In den Armenvierteln Frankreichs existiert die Todesstrafe immer noch

Sebastian Lotzer

Erneut ist ein junger Mann in Frankreich bei einem Bulleneinsatz ums Leben gekommen. Und natürlich stammt er aus einem der ärmeren Vierteln, oder wie es in französisch so viel schöner und doppeldeutiger heisst, aus einem quartier populaire. Wie so häufig stand am Anfang eine Verfolgungsjagd durch Angehörige der BAC (Brigades Anti-Criminalité), die seit Jahrzehnten die Bewohner*innen der quartiers populaires terrorisieren und seit ein paar Jahren auch als Schlägereinheit gegen die Demonstrationen und Aktionen der sozialen Bewegungen eingesetzt wird. Es ist das immergleiche Drehbuch, ein Gesetzesbruch, oder auch nur die Vermutung, ein solcher könnte stattgefunden haben, und schon werden Jugendliche durch die Straßen gehetzt. Zu Fuss, auf dem Mofa, oder wie im Fall von Mehdi im Auto unterwegs, wird das Wild gejagt, in die Enge getreiben und findet dann schließlich den Tod. Natürlich trifft die Bullen niemals die Schuld, immer waren es die unglücklichen Umstände, die einem jungen Menschen das Leben kosteten, oder wenn es nicht die unglücklichen Umstände waren, dann werden eben Umstände konstruiert. Wie im Februar in Marseille. Das Fahrzeug, in dem Mehdi saß wurde im Zusammenhang mit einem Raubüberfall gesucht. Mehr war nicht bekannt, mehr musste nicht bekannt sein, um ihn hinzurichten. Das Fahrzeug war schon gestoppt und Mehdi versuchte lediglich, aus dem Fahrzeug zu entkommen, als die Bullen anfingen zu ballern. Schon lebensgefährlich verletzt, wurde er noch in Handschellen geworfen und körperlich misshandelt. Die Rettungskräfte wurden nicht von den Bullen alarmiert, sondern von zufälligen Zeugen und durften dann auch nicht sofort Erste Hilfe leisten. Und natürlich hatte Mehdi eine Waffe in der Hand und natürlich handelten die Bullen in Notwehr. Sagen sie. Bloss die ganzen Zeugen haben keine Waffe in Mehdis Händen gesehen. Nur die Bullen, die einen unbewaffneten jungen Mann hinrichteten. wieder einmal. Freunde, Familienangehörige und Aktivist*innen aus dem Viertel haben einen Gedenkmarsch organisiert. Und etwas zu Mehdi und dem Viertel aus dem er kommt, und von der alltäglichen Gewalt des Staates und der Brutalität der gesellschaftlichen Verhältnisse für all jene, die in den quartiers populaires leben. Der Bericht erschien am 27. Februar bei den Genoss*innen von acta zone (a) und wurde von mir sinngemäß übersetzt. 
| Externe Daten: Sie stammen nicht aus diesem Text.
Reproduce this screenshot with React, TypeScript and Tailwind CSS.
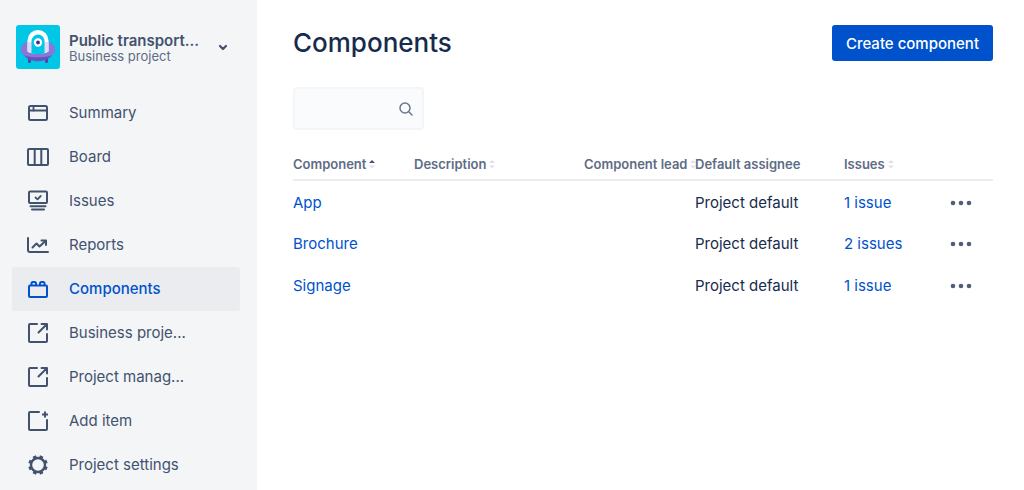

(Wir haben diesen Artikel von einem Freund aus Marseille erhalten und übermitteln ihn hiermit weiter. Zu Ehren von Mehdi, einem 18-Jährigen, der am Valentinstagabend in Marseille von Agenten der BAC getötet wurde und dem am letzten Wochenende mit einem „weißen Marsch“ gedacht wurde. Dies bietet die Gelegenheit, dieses Polizistenverbrechen in dem Spannungsfeld des Viertels, aus dem Mehdi stammt, und das geprägt ist von starken sozialen Ungleichheiten und der Unterdrückung derjenigen, die dies anprangern, einzuordnen. – acta zone

Samstag, 22. Februar. Marseille. Der Himmel ist klar, aber auf den Gesichtern der etwa hundert Anwesenden bei der Zusammenkunft um 11 Uhr morgens ist eine Mischung aus Angst, Traurigkeit, Entschlossenheit und Kampflust zu sehen.  Es ist in der Tat ein doppelt verwundetes Viertel, das versucht, so gut es kann und trotz der Repression das Haupt zu erheben.

Bevor wir zu diesen “weißen Marsch” zu Ehren von Mehdi kommen, müssen wir den besonderen und jüngsten Hintergrund dieses Viertels der Citè Phocéenne in Erinnerung rufen.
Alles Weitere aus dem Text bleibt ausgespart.